-- Begin --
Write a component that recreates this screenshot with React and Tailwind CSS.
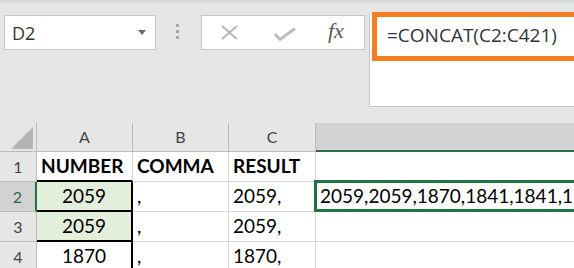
import React from 'react';

const rows = [
  { n: 1, a: 'NUMBER', b: 'COMMA', c: 'RESULT', head: true },
  { n: 2, a: '2059', b: ',', c: '2059,', d: '2059,2059,1870,1841,1841,1', active: true },
  { n: 3, a: '2059', b: ',', c: '2059,' },
  { n: 4, a: '1870', b: ',', c: '1870,' },
];

function FormulaBar() {
  return (
    <div className="h-[123px] flex items-start pl-[4px] pt-[15px] bg-[linear-gradient(#d3d3d3,#e6e6e6_5px)]">
      <div className="w-[152px] h-[35px] shrink-0 bg-white border border-[#c6c6c6] flex items-start justify-between pl-[7px] pr-[9px] pt-[8px]">
        <span className="text-[18px] leading-[18px] text-[#333] font-['Open_Sans',sans-serif]">D2</span>
        <svg width="8" height="5" viewBox="0 0 8 5" className="mt-[6px]">
          <path d="M0 0h8L4 5z" fill="#6b6b6b" />
        </svg>
      </div>
      <div className="w-[45px] shrink-0 flex flex-col items-start gap-[3px] pl-[20px] pt-[9px]">
        <span className="w-[3px] h-[3px] bg-[#a8a8a8]" />
        <span className="w-[3px] h-[3px] bg-[#a8a8a8]" />
        <span className="w-[3px] h-[3px] bg-[#a8a8a8]" />
      </div>
      <div className="w-[164px] h-[35px] shrink-0 bg-white border border-[#c6c6c6] flex items-center pl-[19px]">
        <svg width="17" height="15" viewBox="0 0 17 15" className="mt-[-1px]">
          <path d="M1 1l15 13M16 1L1 14" stroke="#b5b5b5" strokeWidth="1.8" fill="none" />
        </svg>
        <svg width="22" height="14" viewBox="0 0 22 14" className="ml-[36px] mt-[3px]">
          <path d="M1 7l5 5.5L21 1.5" stroke="#bdbdbd" strokeWidth="3" fill="none" />
        </svg>
        <span className="ml-[32px] mt-[-3px] text-[22px] italic text-[#5a5a5a] font-['Liberation_Serif',serif] leading-none">
          fx
        </span>
      </div>
      <div className="flex-1 min-w-0 ml-[4px] mt-[-2px] h-[94px] bg-white border-l border-b border-[#c6c6c6] pl-[17px] pt-[11px]">
        <span className="text-[19px] leading-[18px] text-[#333] font-['Open_Sans',sans-serif] whitespace-nowrap">
          =CONCAT(C2:C421)
        </span>
      </div>
    </div>
  );
}

function HeaderRow() {
  return (
    <div className="flex h-[29px] font-['Lato',sans-serif] text-[16px] text-[#444]">
      <div className="w-[37px] shrink-0 border-r border-b border-[#bcbcbc] flex items-end justify-end pr-[3px] pb-[2px]">
        <svg width="22" height="22" viewBox="0 0 22 22">
          <path d="M0 22H22V0z" fill="#b4b4b4" />
        </svg>
      </div>
      {['A', 'B', 'C'].map((l, i) => (
        <div
          key={l}
          className={`${i === 2 ? 'w-[87px]' : 'w-[96px]'} shrink-0 border-r border-b border-[#bcbcbc] flex items-center justify-center`}
        >
          {l}
        </div>
      ))}
      <div className="flex-1 min-w-0 bg-[#d2d2d2] border-b-2 border-[#217346]" />
    </div>
  );
}

function Row({ r }) {
  const isA = r.n >= 2;
  const green = r.n === 2 || r.n === 3;
  return (
    <div className="flex h-[30px] font-['Lato',sans-serif] text-[19px] text-black">
      <div
        className={`w-[37px] shrink-0 flex items-center justify-center text-[16px] border-b ${
          r.active
            ? 'bg-[#d2d2d2] text-[#1e6b42] border-r-2 border-r-[#217346] border-b-[#bcbcbc]'
            : 'text-[#444] border-r border-[#bcbcbc]'
        }`}
      >
        {r.n}
      </div>
      <div
        className={`w-[96px] shrink-0 flex items-center ${r.head ? 'justify-start pl-[4px] font-bold' : 'justify-center'} ${
          isA ? 'border-b-2 border-r-2 border-black' : 'border-b-2 border-b-black border-r border-r-[#d9d9d9]'
        } ${green ? 'bg-[#e2efda]' : 'bg-white'}`}
      >
        {r.a}
      </div>
      <div
        className={`w-[96px] shrink-0 bg-white border-r border-b border-[#d9d9d9] flex pl-[4px] ${
          r.head ? 'items-center font-bold' : 'items-end pb-[1px]'
        }`}
      >
        {r.b}
      </div>
      <div
        className={`w-[87px] shrink-0 bg-white border-r border-b border-[#d9d9d9] flex items-center pl-[4px] ${r.head ? 'font-bold' : ''}`}
      >
        {r.c}
      </div>
      <div className="flex-1 min-w-0 bg-white border-b border-[#d9d9d9] relative flex items-center pl-[4px] whitespace-nowrap">
        {r.active && (
          <div className="absolute left-[-2px] top-[-2px] bottom-[-1px] right-[-6px] border-[3px] border-[#217346]" />
        )}
        {r.d}
      </div>
    </div>
  );
}

export default function App() {
  return (
    <div className="w-[574px] h-[268px] bg-[#e6e6e6] overflow-hidden relative">
      <FormulaBar />
      <HeaderRow />
      {rows.map((r) => (
        <Row key={r.n} r={r} />
      ))}
      <div className="absolute left-[372px] top-[12px] w-[210px] h-[49px] border-[5px] border-[#f47f20]" />
    </div>
  );
}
-- End --
Pick each line holding the word "React" out of the data and copy it.

▶ **Problem solution**:
Write a component that recreates this screenshot with React and Tailwind CSS.
import React from 'react';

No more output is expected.